A PAZ DO BANQUINHO...

                                                              

Preciso, urgente, de um tantinho de paz. Uma paz quietinha. Miudinha. Num lago meio choroso. Com um banquinho branquinho para me sentar em abandono. 

De criança eu buscava as pedras mais roliças e chatas. Alçava o braço para trás e lançava. O golpe ia rente à água e a pedra seguia ligeira, pulando na superfície. Uma, duas, três vezes, quicando. Pai, mãe, filho e filhas! O lago aos poucos ia se agitando.
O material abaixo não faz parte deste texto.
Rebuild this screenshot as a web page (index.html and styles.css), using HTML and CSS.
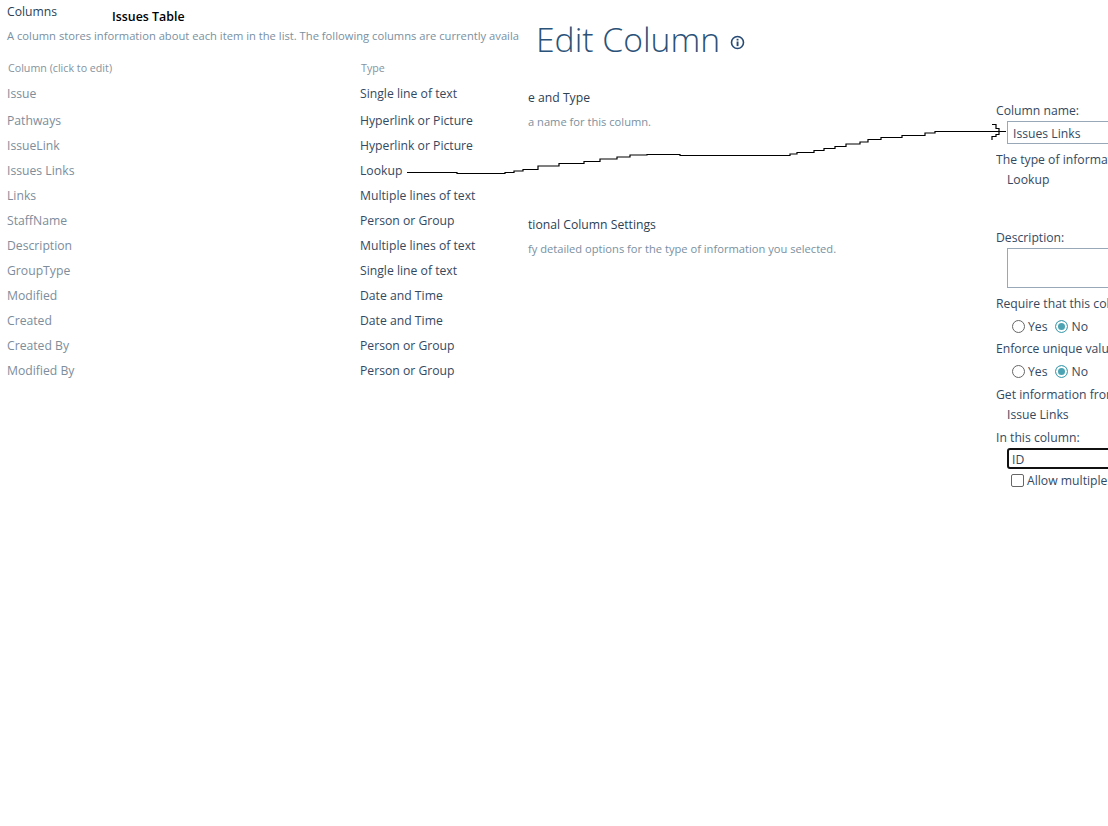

Menina maluquinha, eu voltava e lançava novas pedrinhas para formar a grande família. Nunca conseguia. A cortina de água inerte e calma do lago respondia com ondas pequenas. Círculos que saiam do ponto do contato e se estendiam em grupo de ondas suaves até a borda final. Logo o lago voltava ao seu estado pacífico natural.

Sinto falta da criança pedra-saltitante que eu era. Um certo cansaço me alcança. Os homens e as fortes pedradas da caminhada criaram ondas gigantes em minha alma. A violência nos ronda. O mundo, às vésperas de alguma guerra tonta. O tempo e a chuva deslizando pelas frestas. A Terra reclama. Caem gelos e perigosas pedras.

Achei enfim o banquinho. Branquinho, no lago calmo perdido no meio do mato. Sentei sem nada nas mãos. É curto o meu tempo e urgente o meu amor. 

Olhei as árvores e o céu quietos e cúmplices da minha paz. O manto da noite desceu com um ar de conclusão. Tudo seguiu calmo, só as cigarras entoavam uma canção.

Si si si si... silêncio.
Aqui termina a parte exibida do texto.